With these time-altering tricks, games place themselves within a canon of art that is dedicated to exploring a concept that at once defines and defies human existence. Perhaps stereotypically they are often overly concerned with packaging these explorations into mechanical devices, focusing on how time manipulation can alter play, as opposed to toying with time for reasons beyond the participatory—John Cage’s 639-year-long musical piece As SLow aS Possible is a prime example of something that exists on the very limits of participation.

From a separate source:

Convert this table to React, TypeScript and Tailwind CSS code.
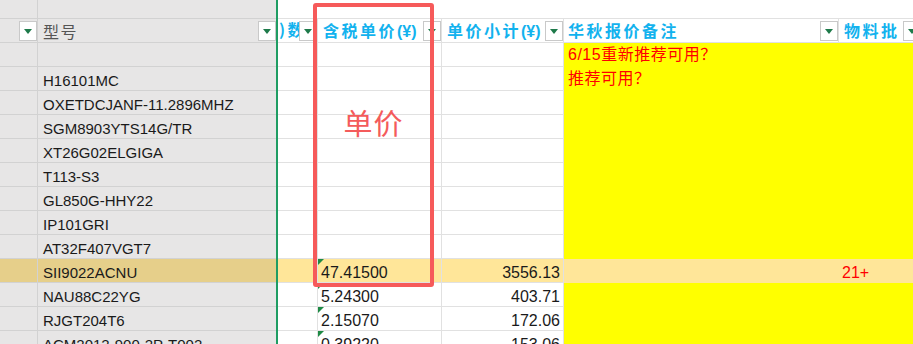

Nevertheless, these temporal conceits in games speak to something atavistic. The ability to have a conversation with the fabric of existence is something that videogames can provide, and it is an experience that the agency of gaming makes possible in a way that other mediums cannot. Games do not simply comment on the construction of time, they allow people to twist, stretch, compress, replay and manipulate time in a way that allows a glance at the abstracted concepts that lie behind the ineffable machinations of existence.